Née en 1903 à Bruxelles d'un père français et d'une mère d'origine belge, Marguerite Yourcenar grandit en France mais résidera ensuite surtout à l'étranger : Italie, Suisse, Grèce, Amérique (dans l'île de Mount Desert, sur la côte Nord-Est des Etats-Unis, jusqu'à sa mort en 1987).


Feux est écrit en 1935 donc lorsqu'elle a trente-deux ans, et publié en 1936.

Série de proses lyriques provoquées par une crise passionnelle, on dirait un recueil d'amour.


« L'ouvrage ne nécessite comme tel aucun commentaire », dit-elle.

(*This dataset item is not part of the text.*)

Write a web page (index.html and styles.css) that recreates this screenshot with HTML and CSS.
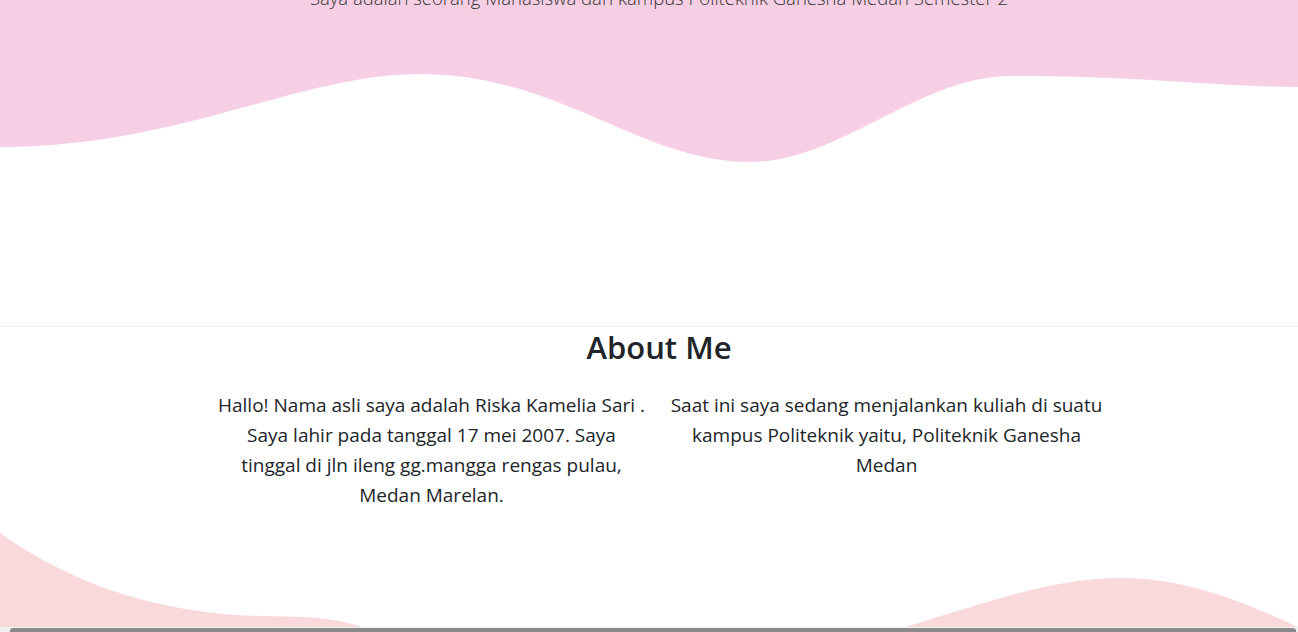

Parce que c'est l'amour total qui en est le sujet et parce que nous sommes ici en terre littéraire. La préface prévient comme s'il n'y avait rien à en dire. Et pourtant ! Peut-on en présumer en voyant la table des matières : Sappho ou le suicide ? Clytemnestre ou le cime ? Marie-Madeleine ou le salut ? Léna ou le secret ? Antigone ou le choix ? Phèdre ou le désir ?

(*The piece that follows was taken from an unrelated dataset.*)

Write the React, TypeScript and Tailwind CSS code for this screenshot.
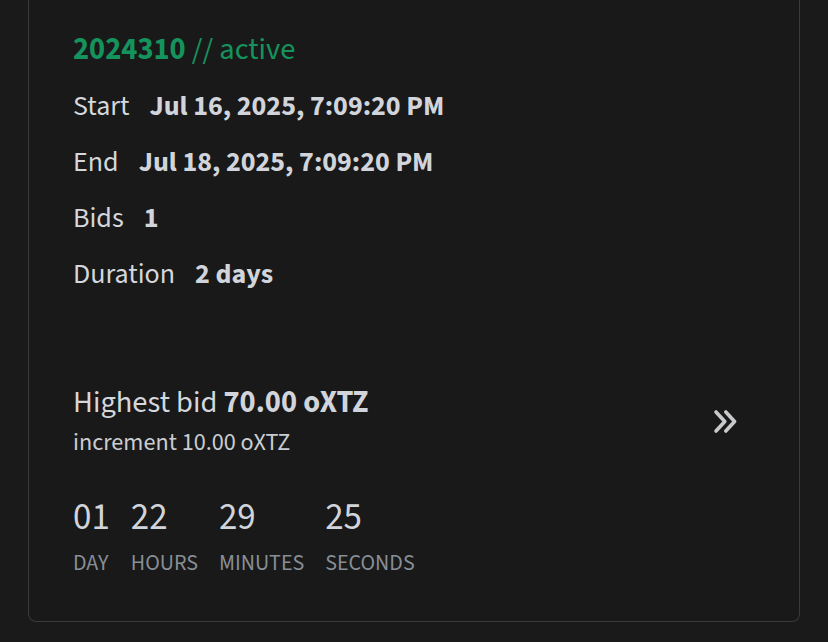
const rows = [
  { label: 'Start', value: 'Jul 16, 2025, 7:09:20 PM' },
  { label: 'End', value: 'Jul 18, 2025, 7:09:20 PM' },
  { label: 'Bids', value: '1' },
  { label: 'Duration', value: '2 days' },
];

const countdown = [
  { value: '01', unit: 'DAY' },
  { value: '22', unit: 'HOURS' },
  { value: '29', unit: 'MINUTES' },
  { value: '25', unit: 'SECONDS' },
];

function DoubleChevron() {
  return (
    <svg width="27" height="25" viewBox="0 0 27 25" fill="none" stroke="#c8c9cb" strokeWidth="3.6" strokeLinecap="round" strokeLinejoin="round">
      <path d="M4 3 L12.8 12.5 L4 22" />
      <path d="M13.8 3 L22.6 12.5 L13.8 22" />
    </svg>
  );
}

export default function App() {
  return (
    <div
      className="min-h-screen bg-[#1a1a1a] px-[28px] pb-[21px]"
      style={{ fontFamily: '"Source Sans 3", "Source Sans Pro", Lato, "Noto Sans", sans-serif' }}
    >
      <div className="rounded-b-lg border border-t-0 border-[#3a3b3d] bg-[#191919] pl-[44px] pr-[60px] pt-[31px] pb-[44px]">
        {/* Title */}
        <div className="text-[30.5px] leading-[38px] text-[#15935d]">
          <span className="font-bold">2024310</span> // active
        </div>

        {/* Details */}
        <div className="mt-[19px] flex flex-col gap-[20px]">
          {rows.map((r) => (
            <div key={r.label} className="flex items-baseline text-[28px] leading-[36px]">
              <span className="text-[#d4d7db]">{r.label}</span>
              <span className="ml-[20px] font-bold text-[#d1d5db]">{r.value}</span>
            </div>
          ))}
        </div>

        {/* Bid */}
        <div className="mt-[93px] flex items-center justify-between">
          <div>
            <div className="text-[30.5px] leading-[36px] text-[#d4d7db]">
              Highest bid <span className="font-bold text-[#d1d5db]">70.00 oXTZ</span>
            </div>
            <div className="mt-[8px] text-[24.2px] leading-[28px] text-[#c9cdd2]">increment 10.00 oXTZ</div>
          </div>
          <DoubleChevron />
        </div>

        {/* Countdown */}
        <div className="mt-[39px] flex gap-[21px]">
          {countdown.map((c) => (
            <div key={c.unit} className="flex flex-col">
              <span className="text-[37px] leading-[44px] text-[#d1d5db]">{c.value}</span>
              <span className="mt-[9px] text-[22px] leading-[28px] text-[#878e96]">{c.unit}</span>
            </div>
          ))}
        </div>
      </div>
    </div>
  );
}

Même si ce n'est pas l'intention de l'autrice, on dirait une réponse à la thèse de Bourdieu : l'amour épargne de la domination masculine. Les amours, les feux, racontés ici, sont pourtant en sous le prisme du genre, déterminant et pressant.

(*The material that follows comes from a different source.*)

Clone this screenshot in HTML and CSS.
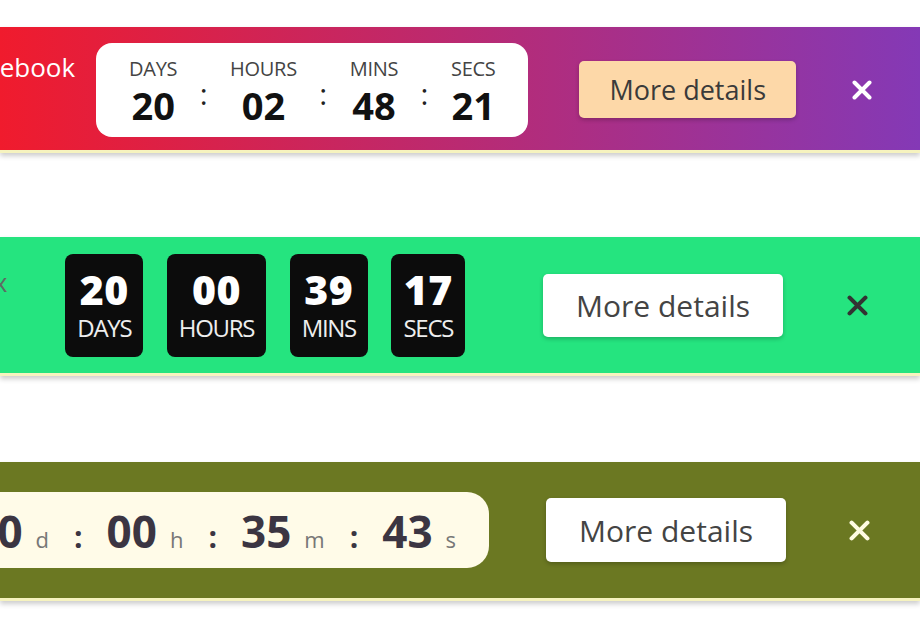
FILE: index.html
```html
<!DOCTYPE html>
<html lang="en">
<head>
    <meta charset="UTF-8">
    <title>Countdown Bars</title>
    <link rel="stylesheet" href="styles.css">
</head>
<body>
    <div class="page">

    <!-- gradient bar, white card timer -->
    <div class="bar bar-sunset">
        <div class="bar-title">Black Friday on Facebook</div>
        <div class="timer-card">
            <div class="timer-unit"><span class="timer-label">DAYS</span><span class="timer-num">20</span></div>
            <span class="timer-sep">:</span>
            <div class="timer-unit"><span class="timer-label">HOURS</span><span class="timer-num">02</span></div>
            <span class="timer-sep">:</span>
            <div class="timer-unit"><span class="timer-label">MINS</span><span class="timer-num">48</span></div>
            <span class="timer-sep">:</span>
            <div class="timer-unit"><span class="timer-label">SECS</span><span class="timer-num">21</span></div>
        </div>
        <button class="btn-details">More details</button>
        <button class="btn-close" aria-label="Close">
            <svg width="20" height="20" viewBox="0 0 20 20"><path d="M2.5 2.5L17.5 17.5M17.5 2.5L2.5 17.5"/></svg>
        </button>
    </div>

    <!-- green bar, black tiles -->
    <div class="bar bar-mint">
        <div class="bar-title">Deals end soon on Xbox</div>
        <div class="tiles">
            <div class="tile"><span class="tile-num">20</span><span class="tile-label">DAYS</span></div>
            <div class="tile"><span class="tile-num">00</span><span class="tile-label">HOURS</span></div>
            <div class="tile"><span class="tile-num">39</span><span class="tile-label">MINS</span></div>
            <div class="tile"><span class="tile-num">17</span><span class="tile-label">SECS</span></div>
        </div>
        <button class="btn-details">More details</button>
        <button class="btn-close" aria-label="Close">
            <svg width="21" height="21" viewBox="0 0 20 20"><path d="M2.5 2.5L17.5 17.5M17.5 2.5L2.5 17.5"/></svg>
        </button>
    </div>

    <!-- olive bar, cream pill -->
    <div class="bar bar-olive">
        <div class="pill">
            <span class="pill-num">20</span><span class="pill-unit">d</span>
            <span class="pill-sep">:</span>
            <span class="pill-num">00</span><span class="pill-unit">h</span>
            <span class="pill-sep">:</span>
            <span class="pill-num">35</span><span class="pill-unit">m</span>
            <span class="pill-sep">:</span>
            <span class="pill-num">43</span><span class="pill-unit">s</span>
        </div>
        <button class="btn-details">More details</button>
        <button class="btn-close" aria-label="Close">
            <svg width="21" height="21" viewBox="0 0 20 20"><path d="M2.5 2.5L17.5 17.5M17.5 2.5L2.5 17.5"/></svg>
        </button>
    </div>

    </div>
</body>
</html>
```

FILE: styles.css
```css
:root {
    --bar-edge: #f6f3bf;
    --btn-text: #444;
}

body {
    margin: 0;
    background: #fff;
    font-family: 'Open Sans', 'Noto Sans', sans-serif;
}

.page {
    overflow: hidden;
    padding: 27px 0 40px;
}

.bar {
    display: flex;
    align-items: center;
    justify-content: flex-end;
    box-sizing: border-box;
    border-bottom: 3px solid var(--bar-edge);
    box-shadow: 0 3px 5px rgba(0, 0, 0, 0.2);
}
.bar > * {
    flex-shrink: 0;
}

.bar-title {
    align-self: flex-start;
    white-space: nowrap;
    font-size: 26px;
}

button {
    font-family: inherit;
    border: none;
    cursor: pointer;
}

.btn-details {
    display: inline-flex;
    align-items: center;
    border-radius: 5px;
    background: #fff;
    color: var(--btn-text);
    box-shadow: 0 2px 4px rgba(0, 0, 0, 0.22);
}

.btn-close {
    display: flex;
    padding: 0;
    background: none;
}
.btn-close svg {
    fill: none;
    stroke: currentColor;
    stroke-width: 4;
    stroke-linecap: round;
}

/* bar 1 */
.bar-sunset {
    height: 126px;
    padding: 2px 48px 0 0;
    background: linear-gradient(90deg, #f01b2d, #8439b6);
}
.bar-sunset .bar-title {
    margin: 20px 21px 0 0;
    color: #fff;
}
.bar-sunset .btn-details {
    height: 57px;
    padding: 0 30px;
    margin-right: 56px;
    background: #fdd8a8;
    color: #3a3a3a;
    font-size: 27px;
}
.bar-sunset .btn-close {
    color: #fff;
}

.timer-card {
    display: flex;
    align-items: center;
    gap: 22.5px;
    margin-right: 51px;
    padding: 16px 33px 13px;
    background: #fff;
    border-radius: 16px;
}
.timer-unit {
    display: flex;
    flex-direction: column;
    align-items: center;
}
.timer-label {
    font-size: 20px;
    line-height: 19px;
    letter-spacing: -0.3px;
    color: #444;
    margin-bottom: 8px;
}
.timer-num {
    font-size: 38px;
    line-height: 38px;
    font-weight: 700;
    color: #111;
}
.timer-sep {
    font-size: 30px;
    line-height: 30px;
    margin-top: 5px;
    color: #222;
}

/* bar 2 */
.bar-mint {
    height: 139px;
    margin-top: 84px;
    padding-right: 52px;
    background: #25e47f;
}
.bar-mint .bar-title {
    margin: 27px 58px 0 0;
    color: #5d6b63;
}
.bar-mint .btn-details,
.bar-olive .btn-details {
    height: 63px;
    padding: 0 33px;
    font-size: 30px;
}
.bar-mint .btn-details {
    margin-right: 64px;
}
.bar-mint .btn-close {
    color: #333;
}

.tiles {
    display: flex;
    gap: 23.5px;
    margin-right: 78px;
}
.tile {
    display: flex;
    flex-direction: column;
    align-items: center;
    padding: 15px 12px 17px;
    background: #0c0c0c;
    border-radius: 8px;
    color: #fff;
}
.tile-num {
    font-size: 41px;
    line-height: 41px;
    font-weight: 800;
    letter-spacing: 0.5px;
}
.tile-label {
    margin-top: 6px;
    font-size: 24px;
    line-height: 24px;
    letter-spacing: -1.3px;
    color: #eee;
}

/* bar 3 */
.bar-olive {
    height: 139px;
    margin-top: 86px;
    padding-right: 50px;
    background: #6b7822;
}
.bar-olive .btn-details {
    height: 64px;
    margin-right: 63px;
}
.bar-olive .btn-close {
    color: #fffbe2;
}

.pill {
    display: flex;
    align-items: baseline;
    box-sizing: border-box;
    height: 76px;
    margin-right: 57px;
    padding: 17px 33px 0;
    background: #fffbe8;
    border-radius: 22px;
}
.pill-num {
    font-size: 44px;
    line-height: 44px;
    font-weight: 700;
    color: #3b3542;
}
.pill-unit {
    margin-left: 13px;
    font-size: 22px;
    line-height: 18px;
    color: #777;
}
.pill-sep {
    margin: 0 24px 0 25px;
    font-size: 30px;
    line-height: 30px;
    font-weight: 700;
    color: #3b3542;
}
```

« Il n'importe probablement qu'à moi seule que Sappho ou le suicide soit issu d'un spectacle de variétés à Péra, et ait été écrit sur le pont d'un cargo amarré sur le Bosphore, tandis que le gramophone d'un ami grec tournait inlassablement la rengaine populaire américaine : He goes through the air with the greatest of ease, the daring young man on the flying trapeze » « Il importe aussi fort peu que ces ingrédients se soient mélangés à la légende de l'antique poétesse, au souvenir des travestis de la Renaissance, à un écho des seuls bons vers que je connaisse de ce virtuose-fantaisiste que fut Banville au sujet d'un clown lancé en plein ciel, à un admirable dessin de Degas, et enfin à un certain nombre de silhouettes cosmopolites qui peuplaient en ce temps-là les bars de Constantinople. », 2 novembre 1967.


Comme par lapsus freudien ou association d'idées, Yourcenar a ce réflexe de poète que de jouer avec les images et les émotions d'un thème ô combien rebâché à nos oreilles mais ici renouvelés : l'amour total ou l'amour fou.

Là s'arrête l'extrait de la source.